Persone che hanno seguito il progetto di ristrutturazione a partire dal 2015, a cui potrebbero essere aggiunti altri nomi, fino ad arrivare a 25 se i magistrati decidessero di andare indietro ancora nel tempo.

A darne notizia diversi organi di stampa nazionale.

Nell’elenco della Gdf figurerebbero dirigenti di Autostrade, Spea e Ministero.

Le persone che secondo la Gdf sapevano della pericolosità del viadotto Morandi in Autostrade sono: Fabio Cerchiai (presidente), Giovanni Castellucci (Ad), Paolo Berti (direttore centrale operazioni), Michelle Donferri Mitelli (direttore maintenance e investimenti), Stefano Marigliani (direttore primo tronco). «Al Mit consapevoli dei ritardi» ci sono tre di Spea engineering, controllata da Autostrade che avrebbe dovuto eseguire la ristrutturazione ai tiranti: Antonio Galatà (amministratore delegato), Massimo Bazzarelli (coordinatore attività progettazione ufficio sicurezza), Massimiliano Giacobbi (responsabile progetto «retrofitting» dei tiranti).

Cinque i funzionari pubblici, tre della Direzione generale per la vigilanza sulle concessioni autostradali (Roma): Vincenzo Cinelli (capo), Bruno Santoro (responsabile controlli qualità servizio autostradale), Giovanni Proietti (capo divisione analisi e investimenti).

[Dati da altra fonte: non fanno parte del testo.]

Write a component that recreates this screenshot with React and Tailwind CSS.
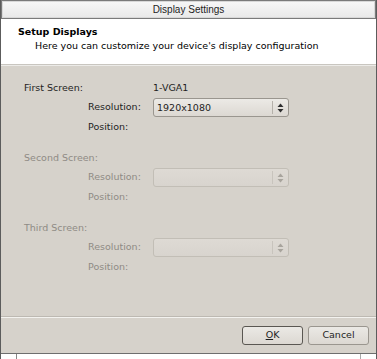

E ancora, il Provveditore alle opere pubbliche di Liguria e Piemonte Roberto Ferrazza e il capo ufficio ispettivo territoriale Carmine Testa.

Dallo scambio di comunicazioni tra le due articolazioni del Mit, hanno appurato gli inquirenti, si comprende anche come pure al Ministero ci fosse certezza che sul Morandi si stava perdendo troppo tempo.

Intanto i periti dei pm hanno consegnato una prima relazione sulle probabili cause del crollo attribuendole a un “cedimento strutturale” all’antenna del pilone 9, il punto in cui i tiranti si congiungono all’estremità del sostegno. E studiando i carteggi tra le varie diramazioni del ministero delle Infrastrutture, gli investigatori hanno individuato come almeno in un’occasione i dirigenti del Mit avessero palesato la certezza che sul restyling del Morandi i tempi si stessero dilatando oltremisura.